The First Scripts We Ever Learn

 
 

Our Separate Worlds

When I was growing up, it was clear that certain toys belonged to boys and certain worlds were made for girls. My world consisted of dolls, Barbies and a Ken, a kitchenette, a sewing machine—everything that was considered normal for a young girl.

But looking back, I began to notice things I did not understand at the time.

At school, we once had an event where each child had to buy a small gift for someone else. We picked a name from a jar, and the name I drew belonged to a boy. In the Netherlands, we wrap these gifts in something we call a “surprise,” which means creating something around the gift itself.

So I made a large ghetto-blaster out of cardboard boxes. Not because I thought he would like it, but because I loved music so much that I ended up making something I would have wanted myself, only to give it away.

I knew that boy loved swords. I loved swords too. So I bought him a beautiful one and hid it inside the ghetto-blaster. He was happy receiving it, but the truth is that I wanted the sword for myself.

I also loved watching kung fu movies, but I only ever saw men doing kung fu. It never occurred to me that I could learn it too. Nothing explicitly told me I couldn’t, yet something held me back, as if it was not meant for me, as if stepping into that world would change how I was seen.

And it was not just kung fu. I watched boys play certain games and move through certain spaces, and although I was never directly excluded, those worlds did not feel available to me.
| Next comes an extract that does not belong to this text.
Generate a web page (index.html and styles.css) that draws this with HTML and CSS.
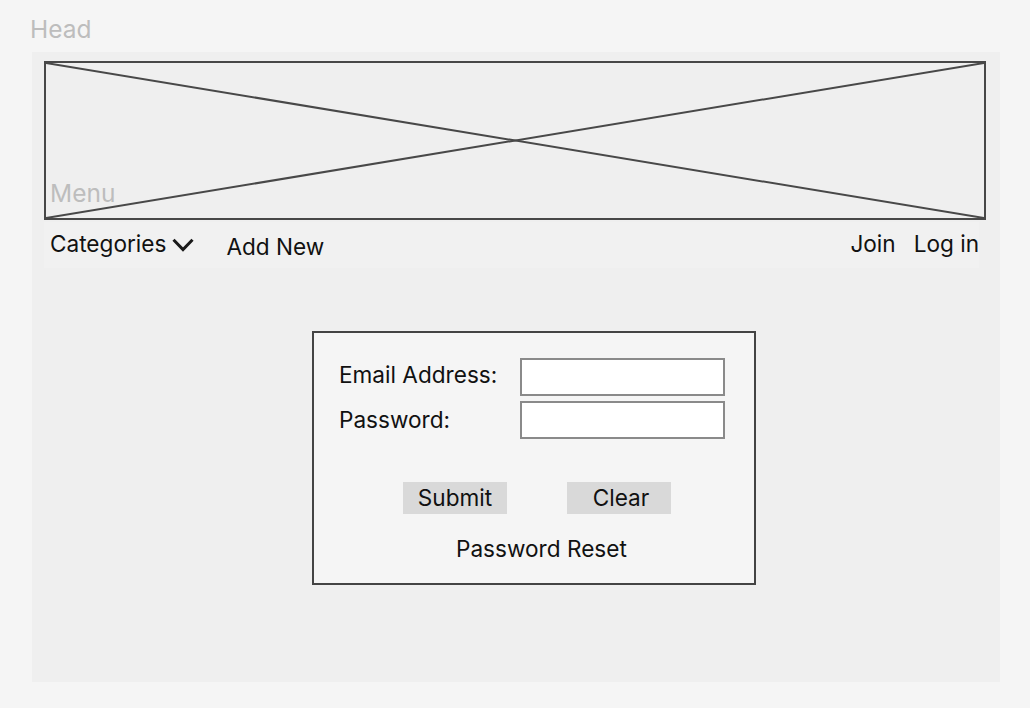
FILE: index.html
```html
<!DOCTYPE html>
<html lang="en">
<head>
<meta charset="utf-8">
<title>Login wireframe</title>
<link rel="stylesheet" href="styles.css">
</head>
<body>
  <div class="head-label">Head</div>
  <div class="page">
    <div class="banner">
      <svg class="banner-x" viewBox="0 0 100 100" preserveAspectRatio="none">
        <line x1="0" y1="0" x2="100" y2="100" vector-effect="non-scaling-stroke"/>
        <line x1="0" y1="100" x2="100" y2="0" vector-effect="non-scaling-stroke"/>
      </svg>
      <span class="menu-label">Menu</span>
    </div>
    <nav class="nav">
      <div class="nav-item categories">Categories
        <svg class="chevron" viewBox="0 0 22 14" width="22" height="14"><polyline points="1.5,1.8 11,11.5 20.5,1.8"/></svg>
      </div>
      <div class="nav-item add-new">Add New</div>
      <div class="nav-right">
        <div class="nav-item">Join</div>
        <div class="nav-item">Log in</div>
      </div>
    </nav>
    <main class="content">
      <form class="login-box">
        <div class="fields">
          <label class="field-label label-email" for="email">Email Address:</label>
          <input class="field-input" id="email" type="text">
          <label class="field-label label-pw" for="pw">Password:</label>
          <input class="field-input" id="pw" type="password">
        </div>
        <div class="buttons">
          <button type="button" class="btn">Submit</button>
          <button type="button" class="btn btn-clear">Clear</button>
        </div>
        <div class="reset">Password Reset</div>
      </form>
    </main>
  </div>
</body>
</html>
```

FILE: styles.css
```css
* { box-sizing: border-box; }

html, body {
  margin: 0;
  padding: 0;
}

body {
  background: #f5f5f5;
  font-family: Inter, "Noto Sans", "Liberation Sans", sans-serif;
  color: #111111;
  width: 1030px;
  height: 708px;
  overflow: hidden;
}

.head-label {
  font-size: 24.5px;
  line-height: 30px;
  color: #bdbdbd;
  padding: 14px 0 0 30px;
  height: 52px;
}

.page {
  margin-left: 32px;
  width: 968px;
  height: 630px;
  background: #efefef;
  padding: 9px 0 0 12px;
}

.banner {
  position: relative;
  width: 942px;
  height: 159px;
  border: 2px solid #484848;
  background: #efefef;
}

.banner-x {
  display: block;
  width: 100%;
  height: 100%;
}

.banner-x line {
  stroke: #484848;
  stroke-width: 2;
}

.menu-label {
  position: absolute;
  left: 4px;
  bottom: 10px;
  font-size: 24.5px;
  line-height: 30px;
  color: #bdbdbd;
}

.nav {
  margin-top: 2px;
  width: 935px;
  height: 46px;
  background: #f1f1f1;
  display: flex;
  align-items: flex-start;
  padding: 8px 0 0 6px;
  font-size: 22.6px;
  line-height: 28px;
}

.nav-item {
  color: #111111;
  white-space: nowrap;
}

.categories {
  display: flex;
  align-items: flex-start;
  gap: 6px;
}

.chevron {
  margin-top: 8px;
}

.chevron polyline {
  fill: none;
  stroke: #1a1a1a;
  stroke-width: 3;
}

.add-new {
  margin-left: 32px;
  margin-top: 3px;
}

.nav-right {
  margin-left: auto;
  display: flex;
  gap: 18px;
}

.content {
  padding: 63px 0 0 268px;
}

.login-box {
  width: 444px;
  border: 2px solid #444444;
  background: #f5f5f5;
  padding: 25px 0 20px 25px;
  margin: 0;
}

.fields {
  display: grid;
  grid-template-columns: 181px 205px;
  row-gap: 5px;
  align-items: start;
}

.field-label {
  font-size: 22.6px;
  line-height: 28px;
  color: #111111;
}

.label-email {
  margin-top: 3px;
}

.label-pw {
  margin-top: 5px;
}

.field-input {
  width: 205px;
  height: 38px;
  border: 2px solid #8a8a8a;
  background: #ffffff;
  margin: 0;
  padding: 0;
  outline: none;
}

.buttons {
  display: flex;
  gap: 60px;
  margin: 43px 0 0 64px;
}

.btn {
  width: 104px;
  height: 32px;
  border: none;
  background: #d9d9d9;
  font-family: inherit;
  font-size: 22.6px;
  line-height: 28px;
  color: #111111;
  padding: 0;
  margin: 0;
}

.btn-clear {
  padding-left: 4px;
}

.reset {
  margin: 21px 0 0 117px;
  font-size: 22.6px;
  line-height: 28px;
  color: #111111;
}
```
By the time I saw women entering those spaces, it felt as though I had missed my chance.

Growing up, especially as both a girl and a person of color, I was already aware that entering spaces where I was not represented could come with consequences. So even without being told, I learned where I did and did not belong.
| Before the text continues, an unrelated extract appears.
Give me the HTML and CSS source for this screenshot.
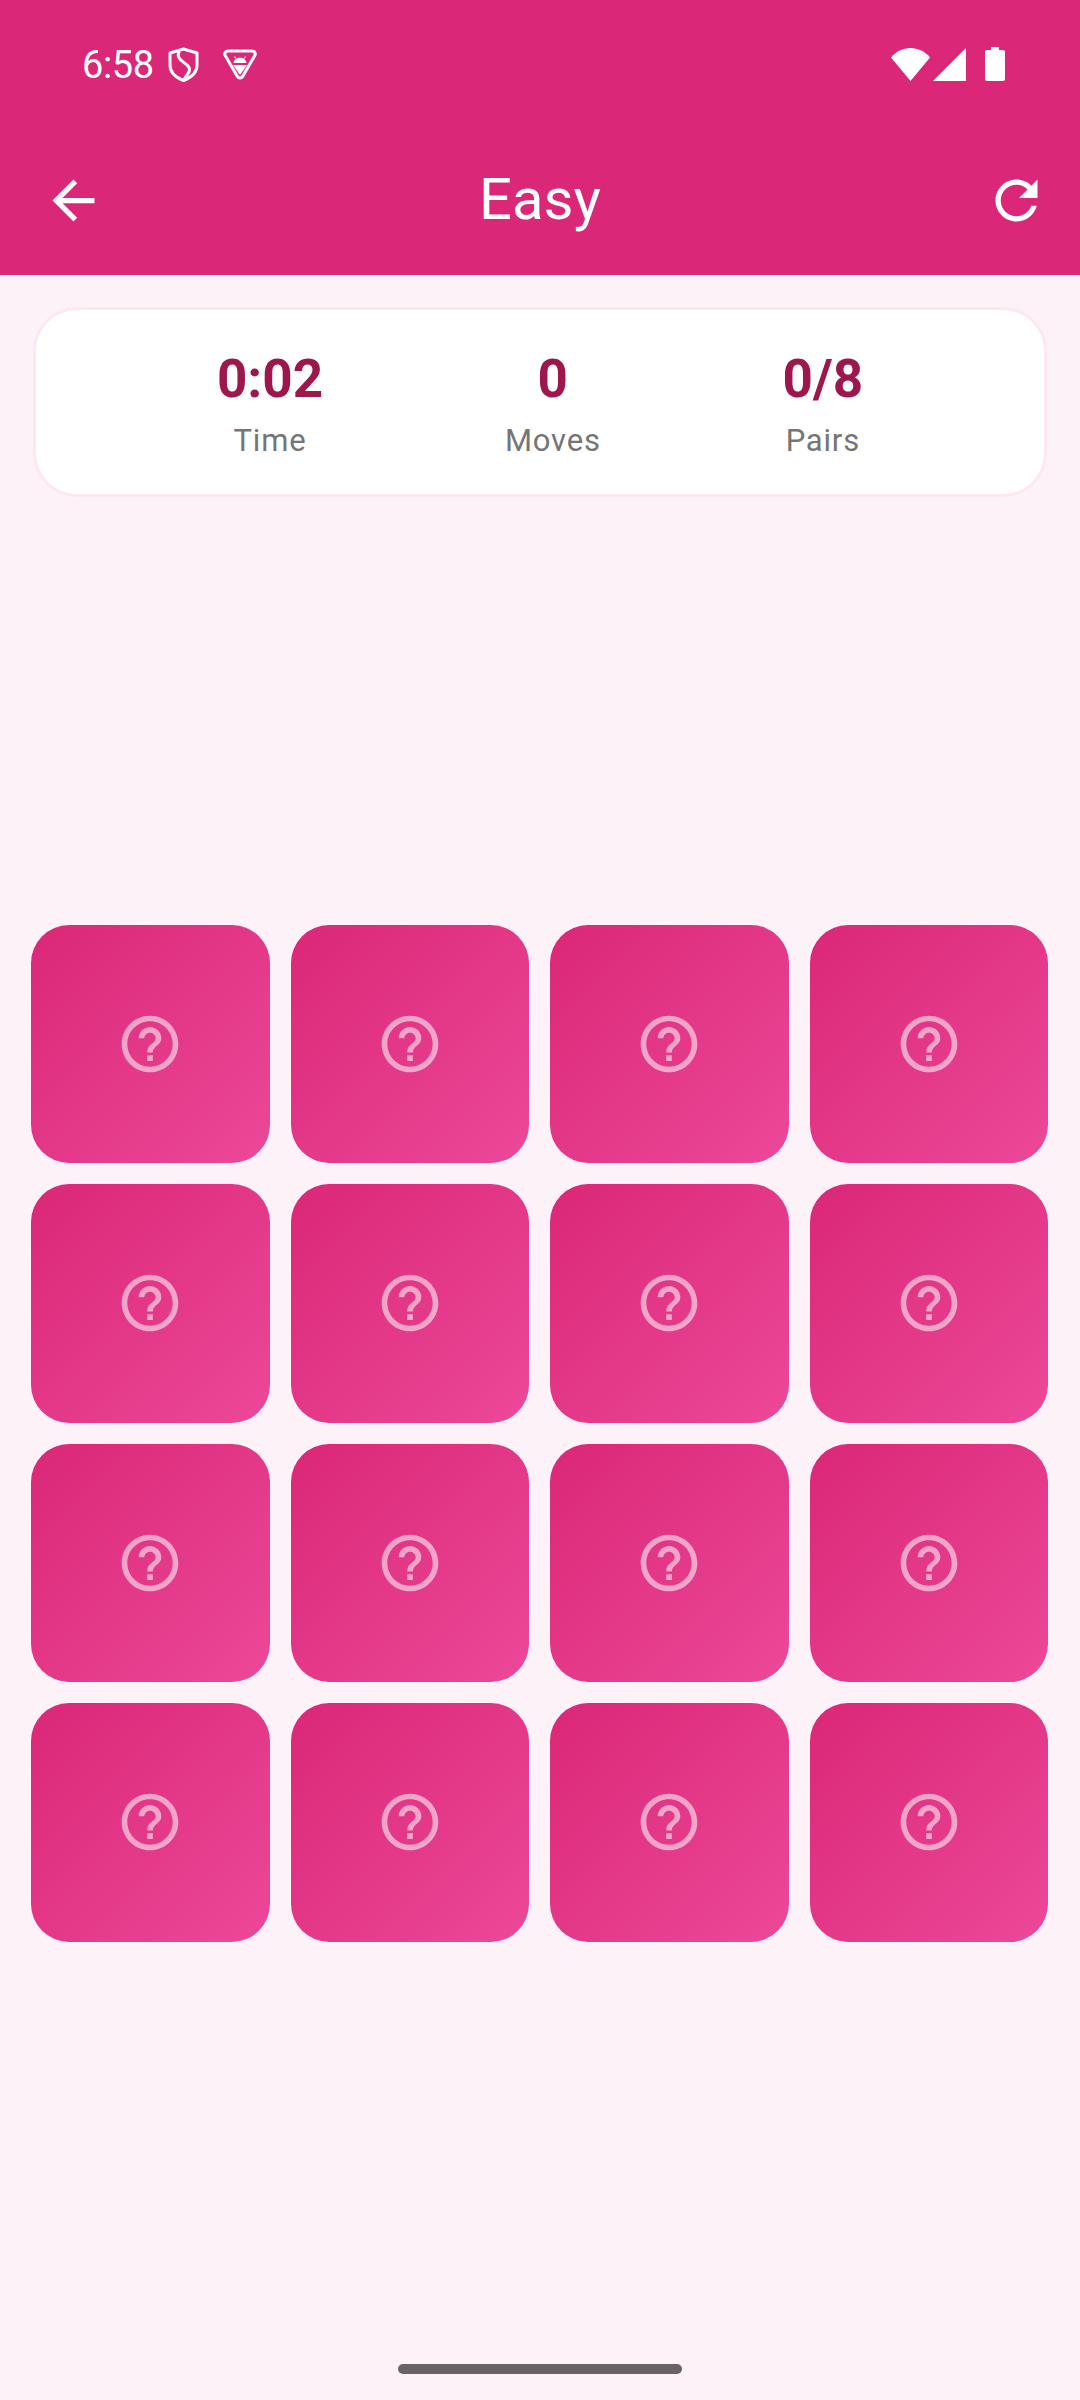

Before a child learns who they truly are, they are already learning who they are expected to be. And this happens quietly, through repetition—through the films they watch, the toys they are given, and the stories they hear over and over again.
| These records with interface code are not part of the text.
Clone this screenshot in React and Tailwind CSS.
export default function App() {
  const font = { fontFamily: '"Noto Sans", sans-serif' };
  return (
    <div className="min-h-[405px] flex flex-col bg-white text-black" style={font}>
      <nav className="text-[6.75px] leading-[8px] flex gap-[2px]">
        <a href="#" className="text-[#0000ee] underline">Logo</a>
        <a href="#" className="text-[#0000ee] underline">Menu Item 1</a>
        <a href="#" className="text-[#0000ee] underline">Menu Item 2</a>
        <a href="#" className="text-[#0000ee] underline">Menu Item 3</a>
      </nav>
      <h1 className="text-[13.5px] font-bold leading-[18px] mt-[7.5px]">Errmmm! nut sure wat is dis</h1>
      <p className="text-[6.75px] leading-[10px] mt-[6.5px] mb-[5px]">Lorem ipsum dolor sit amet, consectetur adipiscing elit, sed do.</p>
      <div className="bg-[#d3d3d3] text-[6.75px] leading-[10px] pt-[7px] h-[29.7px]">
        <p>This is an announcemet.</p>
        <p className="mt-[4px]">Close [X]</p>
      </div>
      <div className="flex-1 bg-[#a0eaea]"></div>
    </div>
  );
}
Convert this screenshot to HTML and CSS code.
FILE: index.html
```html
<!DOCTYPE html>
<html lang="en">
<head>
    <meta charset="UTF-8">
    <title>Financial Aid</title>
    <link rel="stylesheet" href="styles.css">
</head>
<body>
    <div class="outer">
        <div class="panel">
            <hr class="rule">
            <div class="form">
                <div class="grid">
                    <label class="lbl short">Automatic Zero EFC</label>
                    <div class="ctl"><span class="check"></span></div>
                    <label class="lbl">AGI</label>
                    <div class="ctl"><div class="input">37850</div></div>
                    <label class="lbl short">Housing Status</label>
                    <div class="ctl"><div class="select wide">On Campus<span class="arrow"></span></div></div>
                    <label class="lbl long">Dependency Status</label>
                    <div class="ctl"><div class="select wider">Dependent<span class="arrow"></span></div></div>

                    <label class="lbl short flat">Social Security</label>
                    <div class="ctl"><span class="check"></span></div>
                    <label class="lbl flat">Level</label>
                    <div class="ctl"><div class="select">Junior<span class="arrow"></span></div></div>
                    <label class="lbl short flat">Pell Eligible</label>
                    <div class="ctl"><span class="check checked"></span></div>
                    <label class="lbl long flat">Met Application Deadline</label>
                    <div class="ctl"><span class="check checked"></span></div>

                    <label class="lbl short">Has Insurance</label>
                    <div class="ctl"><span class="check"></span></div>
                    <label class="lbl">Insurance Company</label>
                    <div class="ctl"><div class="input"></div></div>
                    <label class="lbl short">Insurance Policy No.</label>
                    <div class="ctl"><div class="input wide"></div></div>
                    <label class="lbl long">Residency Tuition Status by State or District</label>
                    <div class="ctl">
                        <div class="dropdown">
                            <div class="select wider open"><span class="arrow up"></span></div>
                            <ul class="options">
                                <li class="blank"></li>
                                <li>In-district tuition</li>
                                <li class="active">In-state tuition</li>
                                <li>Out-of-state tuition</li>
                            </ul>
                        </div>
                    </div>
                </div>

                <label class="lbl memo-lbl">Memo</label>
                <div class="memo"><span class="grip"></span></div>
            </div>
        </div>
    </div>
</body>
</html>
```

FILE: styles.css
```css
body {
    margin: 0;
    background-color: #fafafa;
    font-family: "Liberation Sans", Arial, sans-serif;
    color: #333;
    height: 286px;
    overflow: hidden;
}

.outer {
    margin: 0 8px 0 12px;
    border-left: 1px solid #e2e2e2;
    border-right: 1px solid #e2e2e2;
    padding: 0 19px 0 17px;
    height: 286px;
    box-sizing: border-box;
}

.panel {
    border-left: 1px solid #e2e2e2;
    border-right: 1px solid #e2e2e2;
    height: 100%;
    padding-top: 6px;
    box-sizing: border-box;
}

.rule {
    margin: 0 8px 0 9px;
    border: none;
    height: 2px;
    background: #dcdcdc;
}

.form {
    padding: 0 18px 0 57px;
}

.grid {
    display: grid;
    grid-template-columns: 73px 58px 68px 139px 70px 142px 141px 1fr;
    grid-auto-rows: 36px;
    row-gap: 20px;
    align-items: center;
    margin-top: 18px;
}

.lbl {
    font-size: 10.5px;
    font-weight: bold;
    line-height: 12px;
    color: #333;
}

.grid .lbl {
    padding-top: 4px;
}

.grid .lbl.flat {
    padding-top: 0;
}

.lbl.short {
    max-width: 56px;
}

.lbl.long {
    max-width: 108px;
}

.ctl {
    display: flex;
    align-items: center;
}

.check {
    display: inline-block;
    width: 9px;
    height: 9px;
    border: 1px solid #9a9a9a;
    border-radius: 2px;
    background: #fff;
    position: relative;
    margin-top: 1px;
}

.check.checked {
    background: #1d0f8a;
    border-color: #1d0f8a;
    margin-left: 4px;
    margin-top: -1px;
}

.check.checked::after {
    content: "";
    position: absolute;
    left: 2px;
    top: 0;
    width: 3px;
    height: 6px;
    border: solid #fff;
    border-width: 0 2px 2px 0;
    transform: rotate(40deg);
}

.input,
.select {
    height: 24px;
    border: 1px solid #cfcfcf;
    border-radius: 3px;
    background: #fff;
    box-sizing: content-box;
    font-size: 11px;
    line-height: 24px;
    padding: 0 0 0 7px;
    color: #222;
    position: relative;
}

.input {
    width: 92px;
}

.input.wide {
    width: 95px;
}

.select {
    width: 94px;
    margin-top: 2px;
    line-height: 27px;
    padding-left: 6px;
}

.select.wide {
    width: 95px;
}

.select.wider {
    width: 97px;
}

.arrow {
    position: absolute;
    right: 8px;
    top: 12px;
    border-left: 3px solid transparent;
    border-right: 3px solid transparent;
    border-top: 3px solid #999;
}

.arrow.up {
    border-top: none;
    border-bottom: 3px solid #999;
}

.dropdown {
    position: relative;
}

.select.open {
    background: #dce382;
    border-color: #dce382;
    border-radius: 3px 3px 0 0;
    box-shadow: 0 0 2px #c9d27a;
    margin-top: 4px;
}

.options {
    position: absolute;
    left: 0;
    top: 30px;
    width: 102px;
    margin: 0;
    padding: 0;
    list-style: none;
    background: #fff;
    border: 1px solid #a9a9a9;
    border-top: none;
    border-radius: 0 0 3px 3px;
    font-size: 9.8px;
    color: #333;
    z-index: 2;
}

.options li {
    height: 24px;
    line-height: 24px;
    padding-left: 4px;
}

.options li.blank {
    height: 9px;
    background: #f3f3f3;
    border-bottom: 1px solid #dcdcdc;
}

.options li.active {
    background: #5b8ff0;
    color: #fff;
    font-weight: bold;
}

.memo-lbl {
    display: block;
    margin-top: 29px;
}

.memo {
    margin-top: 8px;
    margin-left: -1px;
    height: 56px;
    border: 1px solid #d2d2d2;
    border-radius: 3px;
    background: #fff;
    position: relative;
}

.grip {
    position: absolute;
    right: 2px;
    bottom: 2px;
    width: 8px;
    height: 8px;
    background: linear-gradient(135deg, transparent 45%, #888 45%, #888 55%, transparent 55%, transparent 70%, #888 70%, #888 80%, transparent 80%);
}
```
From an early age, boys and girls are guided into different worlds without any real acknowledgement of their individuality. Boys are often given action, competition, and stories about winning and saving the world, and in doing so, they begin to associate their value with strength, control, and action. Girls are often given dolls, beauty-related toys, and environments centered around care and connection, which guides them toward nurturing, appearance, and relational roles.

No one needs to explain these roles. The message is absorbed, and over time, it becomes normal.

 

When Two Worlds Meet

The real problem does not appear in childhood, but later in life, when these separate worlds meet.

When boys and girls grow into men and women, they often struggle to understand one another. It can feel as though they are speaking different languages, shaped by entirely different internal frameworks.

One may approach problems through action, while the other seeks understanding through conversation. One may focus on fixing, while the other focuses on feeling. This difference in itself is not the issue—both approaches hold value.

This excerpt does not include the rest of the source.